*Exercise requirements:* Transcribe each line of the records below exactly, excluding any embedded images.

[Pages as source code]
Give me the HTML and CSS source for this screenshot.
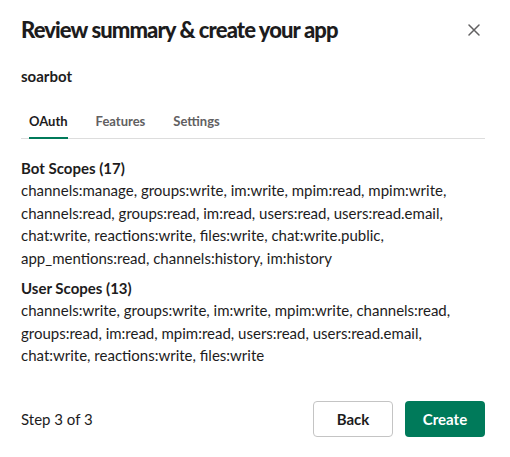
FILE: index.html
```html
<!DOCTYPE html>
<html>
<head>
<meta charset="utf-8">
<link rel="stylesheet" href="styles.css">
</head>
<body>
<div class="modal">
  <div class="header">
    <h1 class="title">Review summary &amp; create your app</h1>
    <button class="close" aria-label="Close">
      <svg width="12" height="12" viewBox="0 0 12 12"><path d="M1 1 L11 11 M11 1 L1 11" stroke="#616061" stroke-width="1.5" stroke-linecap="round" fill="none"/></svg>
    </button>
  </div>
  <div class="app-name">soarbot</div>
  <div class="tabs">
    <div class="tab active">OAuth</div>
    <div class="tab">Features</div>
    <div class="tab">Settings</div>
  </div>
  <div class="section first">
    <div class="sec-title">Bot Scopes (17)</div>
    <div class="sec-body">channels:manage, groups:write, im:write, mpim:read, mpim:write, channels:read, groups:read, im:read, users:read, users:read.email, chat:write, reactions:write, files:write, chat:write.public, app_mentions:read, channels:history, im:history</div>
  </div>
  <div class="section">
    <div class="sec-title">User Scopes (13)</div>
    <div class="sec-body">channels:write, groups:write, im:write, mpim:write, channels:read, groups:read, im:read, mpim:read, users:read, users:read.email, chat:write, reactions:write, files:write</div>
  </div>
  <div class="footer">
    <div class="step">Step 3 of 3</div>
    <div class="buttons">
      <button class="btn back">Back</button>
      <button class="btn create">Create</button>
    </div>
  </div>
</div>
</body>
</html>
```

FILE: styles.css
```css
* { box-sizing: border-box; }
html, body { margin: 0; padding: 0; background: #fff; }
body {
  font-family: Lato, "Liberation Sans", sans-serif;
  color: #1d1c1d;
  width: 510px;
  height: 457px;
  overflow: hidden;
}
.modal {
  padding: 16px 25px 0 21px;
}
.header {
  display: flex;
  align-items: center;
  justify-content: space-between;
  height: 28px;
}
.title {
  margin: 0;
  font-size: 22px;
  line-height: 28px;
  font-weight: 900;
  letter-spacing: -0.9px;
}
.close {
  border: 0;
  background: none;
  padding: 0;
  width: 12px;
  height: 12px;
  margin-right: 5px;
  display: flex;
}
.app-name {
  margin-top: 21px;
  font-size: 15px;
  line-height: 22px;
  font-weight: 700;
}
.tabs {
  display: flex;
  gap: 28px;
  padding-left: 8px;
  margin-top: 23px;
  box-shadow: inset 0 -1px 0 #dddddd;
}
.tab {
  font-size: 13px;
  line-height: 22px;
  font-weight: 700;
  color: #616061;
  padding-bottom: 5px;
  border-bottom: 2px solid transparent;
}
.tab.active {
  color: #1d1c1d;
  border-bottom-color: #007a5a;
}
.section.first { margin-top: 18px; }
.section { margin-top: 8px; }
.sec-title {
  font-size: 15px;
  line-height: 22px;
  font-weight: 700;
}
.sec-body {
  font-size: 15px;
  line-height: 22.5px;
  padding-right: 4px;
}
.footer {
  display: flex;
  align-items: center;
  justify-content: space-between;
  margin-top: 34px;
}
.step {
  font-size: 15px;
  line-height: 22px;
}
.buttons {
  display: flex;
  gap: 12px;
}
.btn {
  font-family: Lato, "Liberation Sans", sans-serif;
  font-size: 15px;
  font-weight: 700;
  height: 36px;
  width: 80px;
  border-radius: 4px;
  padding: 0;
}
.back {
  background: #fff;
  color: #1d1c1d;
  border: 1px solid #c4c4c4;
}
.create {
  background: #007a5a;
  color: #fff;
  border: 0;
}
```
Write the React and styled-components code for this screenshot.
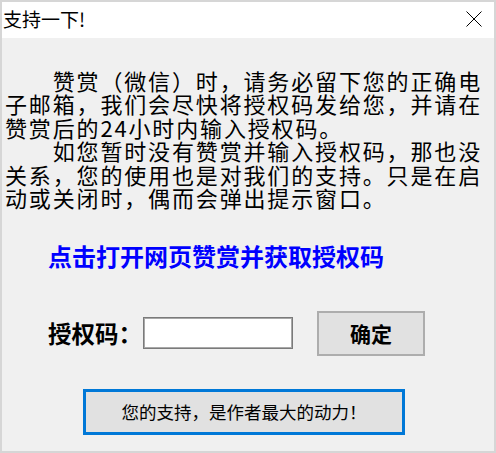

*Exercise result:*
Give me the HTML and CSS source for this screenshot.
FILE: index.html
```html
<!DOCTYPE html>
<html>
<head>
<meta charset="utf-8">
<link rel="stylesheet" href="styles.css">
</head>
<body>
<div class="modal">
  <div class="header">
    <h1 class="title">Review summary &amp; create your app</h1>
    <button class="close" aria-label="Close">
      <svg width="12" height="12" viewBox="0 0 12 12"><path d="M1 1 L11 11 M11 1 L1 11" stroke="#616061" stroke-width="1.5" stroke-linecap="round" fill="none"/></svg>
    </button>
  </div>
  <div class="app-name">soarbot</div>
  <div class="tabs">
    <div class="tab active">OAuth</div>
    <div class="tab">Features</div>
    <div class="tab">Settings</div>
  </div>
  <div class="section first">
    <div class="sec-title">Bot Scopes (17)</div>
    <div class="sec-body">channels:manage, groups:write, im:write, mpim:read, mpim:write, channels:read, groups:read, im:read, users:read, users:read.email, chat:write, reactions:write, files:write, chat:write.public, app_mentions:read, channels:history, im:history</div>
  </div>
  <div class="section">
    <div class="sec-title">User Scopes (13)</div>
    <div class="sec-body">channels:write, groups:write, im:write, mpim:write, channels:read, groups:read, im:read, mpim:read, users:read, users:read.email, chat:write, reactions:write, files:write</div>
  </div>
  <div class="footer">
    <div class="step">Step 3 of 3</div>
    <div class="buttons">
      <button class="btn back">Back</button>
      <button class="btn create">Create</button>
    </div>
  </div>
</div>
</body>
</html>
```

FILE: styles.css
```css
* { box-sizing: border-box; }
html, body { margin: 0; padding: 0; background: #fff; }
body {
  font-family: Lato, "Liberation Sans", sans-serif;
  color: #1d1c1d;
  width: 510px;
  height: 457px;
  overflow: hidden;
}
.modal {
  padding: 16px 25px 0 21px;
}
.header {
  display: flex;
  align-items: center;
  justify-content: space-between;
  height: 28px;
}
.title {
  margin: 0;
  font-size: 22px;
  line-height: 28px;
  font-weight: 900;
  letter-spacing: -0.9px;
}
.close {
  border: 0;
  background: none;
  padding: 0;
  width: 12px;
  height: 12px;
  margin-right: 5px;
  display: flex;
}
.app-name {
  margin-top: 21px;
  font-size: 15px;
  line-height: 22px;
  font-weight: 700;
}
.tabs {
  display: flex;
  gap: 28px;
  padding-left: 8px;
  margin-top: 23px;
  box-shadow: inset 0 -1px 0 #dddddd;
}
.tab {
  font-size: 13px;
  line-height: 22px;
  font-weight: 700;
  color: #616061;
  padding-bottom: 5px;
  border-bottom: 2px solid transparent;
}
.tab.active {
  color: #1d1c1d;
  border-bottom-color: #007a5a;
}
.section.first { margin-top: 18px; }
.section { margin-top: 8px; }
.sec-title {
  font-size: 15px;
  line-height: 22px;
  font-weight: 700;
}
.sec-body {
  font-size: 15px;
  line-height: 22.5px;
  padding-right: 4px;
}
.footer {
  display: flex;
  align-items: center;
  justify-content: space-between;
  margin-top: 34px;
}
.step {
  font-size: 15px;
  line-height: 22px;
}
.buttons {
  display: flex;
  gap: 12px;
}
.btn {
  font-family: Lato, "Liberation Sans", sans-serif;
  font-size: 15px;
  font-weight: 700;
  height: 36px;
  width: 80px;
  border-radius: 4px;
  padding: 0;
}
.back {
  background: #fff;
  color: #1d1c1d;
  border: 1px solid #c4c4c4;
}
.create {
  background: #007a5a;
  color: #fff;
  border: 0;
}
```
Write the React and styled-components code for this screenshot.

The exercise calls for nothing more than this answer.